Cryptocurrency upgrade timelines are long: Major cryptographic changes require testing, community consensus, and careful deployment. Though PIVX can be faster than most, time requirements should be considered.
 

Early quantum computers will be slow: Even after Q-Day arrives, cracking an individual key may take many days. This provides some buffer.
 

PIVX has clear timing and value advantages over Bitcoin: With an average blocktime of 1 minute compared to 10 minutes for Bitcoin, the window to perform short-range attacks is smaller. Also, Bitcoin has many addresses vulnerable to long-range attacks. This combined with higher value targets on Bitcoin make Bitcoin an early indicator of threats to PIVX.
 

PIVX has some timing and value advantage over Zcash: Because PIVX uses Zcash’s Sapling techniques, which are similar in quantum robustness to Zcash’s current techniques, private transactions on Zcash and PIVX face similar threats. PIVX, with a block time of 60 seconds has a modest advantage over Zcash’s 75 seconds for short-range attacks. More significant is Zcash presenting higher value targets. With these two factors, Zcash also serves as an early indicator of threats to PIVX.
 

Given that post-quantum technologies already exist but are resisted today because of their burdensome blockspace and computation requirements, the unfolding from now to Q-Day may be predictable. An uncertain prediction if Q-Day were to happen soon: Quantum advancements will continue and be publicized, and one day Q-Day will appear imminent. Large cryptocurrencies like Bitcoin and Zcash will urgently move and adopt existing post-quantum technologies despite the high resource requirements. The updates will require users to move coins to new post-quantum addresses, so the technologies will need to be fielded as early as possible to allow this. PIVX will quickly adopt these new technologies as they are developed, implemented, or fielded for other coins.
 

When and if this happens, PIVX users that move their funds to the new quantum- resistant addresses will be protected by post-quantum security, while their privacy likely remains intact due to PIVX’s longstanding post-quantum protection. If this is well executed, PIVX will look and be strong in comparison to other cryptocurrencies that did not move quickly or did not have post-quantum secrecy already in place.
 

Recommendations

While we await these protocol-level quantum-resistant upgrades, PIVX users can take several practical steps to minimize their post-quantum risk:


For Transparent Address Users
 

Avoid address reuse: Each time you send from a transparent address, the public key is exposed, introducing a long-range vulnerability to Shor’s. Use fresh addresses for each transaction when possible.
 

Claim cold staking all at once: When reclaiming funds from a cold-staking configuration, don’t leave residual balances. Instead, move remaining funds to a pristine address and set up a new cold-staking delegation with that address to avoid public-key exposure and vulnerability to long-range Shor’s.
 

Weigh pluses and minuses of moving long-term holdings to SHIELD: SHIELD addresses offer privacy benefits and arguably better quantum resistance than reused transparent addresses. However, pristine transparent addresses, which have protection against long-range Shor’s attacks, offer better security. Prefer SHIELD addresses for privacy and pristine transparent addresses for security.
 

For SHIELD Users
 

Keep shielded addresses private: The "post-quantum privacy" property only works if attackers don't have your shielded addresses.

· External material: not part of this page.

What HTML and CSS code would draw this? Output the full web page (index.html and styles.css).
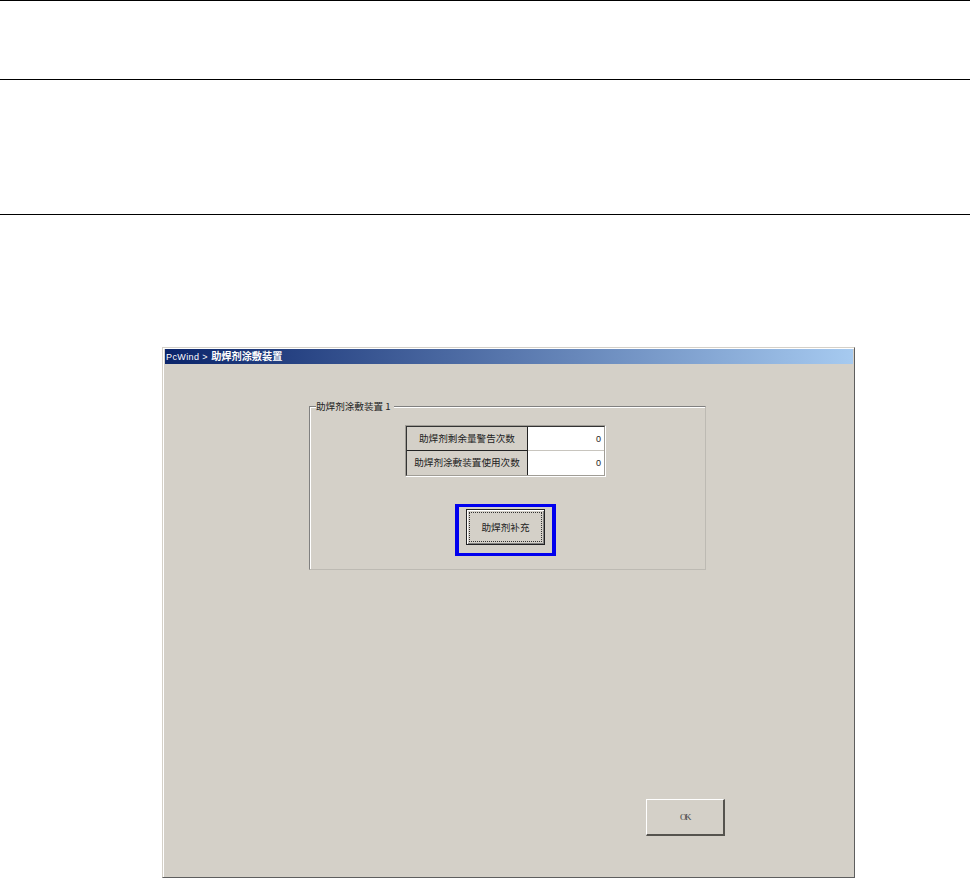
FILE: index.html
```html
<!DOCTYPE html>
<html lang="zh">
<head>
<meta charset="utf-8">
<title>PcWind</title>
<link rel="stylesheet" href="styles.css">
</head>
<body>
<div class="rows">
  <div class="row row-a"></div>
  <div class="row row-b"></div>
  <div class="row row-c"></div>
</div>
<div class="window">
  <div class="titlebar"><span class="title-latin">PcWind &gt;</span> <span class="title-cjk">助焊剂涂敷装置</span></div>
  <div class="client">
    <fieldset class="group">
      <legend class="legend">助焊剂涂敷装置 1</legend>
      <div class="grid-frame">
        <div class="grid">
          <div class="label">助焊剂剩余量警告次数</div>
          <div class="value">0</div>
          <div class="label label-last">助焊剂涂敷装置使用次数</div>
          <div class="value value-last">0</div>
        </div>
      </div>
      <div class="highlight">
        <button class="btn btn-focus"><span class="focus-ring">助焊剂补充</span></button>
      </div>
    </fieldset>
    <div class="actions">
      <button class="btn btn-ok">OK</button>
    </div>
  </div>
</div>
</body>
</html>
```
FILE: styles.css
```css
* { box-sizing: border-box; }
html, body { margin: 0; padding: 0; background: #fff; }
body {
  width: 970px;
  height: 878px;
  overflow: hidden;
  font-family: "Noto Sans CJK SC", "Liberation Sans", sans-serif;
  font-size: 9.6px;
  color: #222;
}
.row { border-top: 1px solid #000; }
.row-a { height: 79px; }
.row-b { height: 135px; }
.row-c { height: 133px; }

.window {
  width: 693px;
  height: 531px;
  margin-left: 162px;
  padding: 1px 1px 1px 2px;
  background: #d4d0c8;
  border-top: 1px solid #d4d0c8;
  border-left: 1px solid #d4d0c8;
  border-right: 1px solid #5e5e5e;
  border-bottom: 1px solid #5e5e5e;
  box-shadow: inset 1px 1px 0 #fff;
  display: flex;
  flex-direction: column;
}
.titlebar {
  height: 15px;
  flex: none;
  padding-left: 1px;
  line-height: 14px;
  white-space: nowrap;
  color: #fff;
  background: linear-gradient(90deg, #0a246a, #a6caf0);
}
.title-latin {
  font-family: "Liberation Sans", sans-serif;
  font-size: 9px;
  letter-spacing: 0.4px;
  margin-right: 1px;
}
.title-cjk {
  font-size: 10.2px;
  font-weight: 700;
}
.client {
  flex: 1;
  display: flex;
  flex-direction: column;
  padding: 36px 0 0 144px;
}
.group {
  width: 397px;
  height: 170px;
  margin: 0;
  padding: 13px 0 0;
  min-width: 0;
  border: 1px solid #808080;
  border-right-color: #bdbab3;
  border-bottom-color: #bdbab3;
  box-shadow: inset 1px 1px 0 #fff;
}
.legend {
  margin-left: 6px;
  padding: 0 3px 0 0;
  line-height: 12px;
  background: #d4d0c8;
}
.grid-frame {
  width: 201px;
  height: 52px;
  margin-left: 95px;
  border: 1px solid #a09d96;
  border-right-color: #fff;
  border-bottom-color: #fff;
}
.grid {
  display: grid;
  grid-template-columns: 121px 76px;
  grid-template-rows: 24px 24px;
  height: 50px;
  border: 1px solid #333;
  border-right-color: #a09d96;
  border-bottom-color: #a09d96;
}
.label {
  display: flex;
  align-items: center;
  justify-content: center;
  background: #d4d0c8;
  border-right: 1px solid #222;
  border-bottom: 1px solid #222;
  line-height: 1;
  white-space: nowrap;
}
.label-last { border-bottom: 0; }
.value {
  display: flex;
  align-items: center;
  justify-content: flex-end;
  padding-right: 3px;
  background: #fff;
  border-bottom: 1px solid #c8c5be;
  font-family: "Liberation Sans", sans-serif;
  font-size: 9px;
}
.value-last { border-bottom: 0; }
.highlight {
  width: 101px;
  height: 52px;
  margin: 27px 0 0 145px;
  padding: 2px 7px;
  border: 4px solid #0000ee;
  border-top-width: 3px;
  border-bottom-width: 3px;
}
.btn {
  display: flex;
  align-items: center;
  justify-content: center;
  padding: 0;
  margin: 0;
  color: #222;
  font-family: inherit;
  font-size: 9.6px;
  background: #d4d0c8;
  border: 1px solid #fff;
  border-right-color: #55534e;
  border-bottom-color: #55534e;
}
.btn-focus {
  width: 79px;
  height: 36px;
  padding: 2px;
  border: 1px solid #222;
  box-shadow: inset 1px 1px 0 #fff, inset -1px -1px 0 #808080;
}
.focus-ring {
  display: flex;
  width: 100%;
  height: 100%;
  align-items: center;
  justify-content: center;
  border: 1px dotted #333;
}
.actions {
  display: flex;
  margin-top: 229px;
  padding-left: 337px;
}
.btn-ok {
  width: 79px;
  height: 37px;
  color: #444;
  font-family: "Liberation Serif", serif;
  font-size: 9px;
  letter-spacing: -1.5px;
  border-right-width: 2px;
  border-bottom-width: 2px;
}
```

Prefer shielded-to-shielded transactions: Transactions that move between shielded addresses without exposing either address or the amount of funds maintain better long-term privacy.

Stay informed about protocol updates: As post-quantum cryptography matures, PIVX may implement upgrades. PIVX has a history of effective adoption of new technology. Being ready to migrate when these become available is important.


For All Users
 

Objectively follow quantum computing news: Major public breakthroughs will make headlines. Assumptions will change. Staying informed helps you adjust your security posture as needed. This is a complex topic—view all claims in light of the motivation of the claimer.
 

Support quantum-resistance research: Engage with the PIVX community on quantum preparedness. Community encouragement on Discord and other online venues helps prioritize upgrades, which may be incremental. Adopt new technologies when available and vetted.
 

Keep perspective: Quantum computing is a real threat, but PIVX is not unique in being subject to it. Most cryptocurrencies are vulnerable, many to a greater degree than PIVX. Moreover, much of the digital world—from banking to military communications—faces similar challenges. Solutions will emerge.
 

 

Conclusion
 

Quantum computing represents a genuine long-term threat to PIVX. However, PIVX's combination of Bitcoin-like transparent transactions and Zcash-derived shielded transactions creates a nuanced vulnerability profile.
 

Transparent addresses follow the Bitcoin security model, where avoiding address reuse gives meaningful protection. SHIELD addresses, while based on quantum-vulnerable cryptography, use larger key sizes that increase attack difficulty over Bitcoin, and they offer post-quantum privacy benefits when addresses are kept secret.
 

Quantum computing also brings opportunity to PIVX if practical security measures are taken today and post-quantum cryptographic upgrades are made quickly in the future. The PIVX community has successfully navigated major technical challenges before. Navigating this one will play to PIVX’s unique strengths and allow it to lift up its users through enduring secure, private money.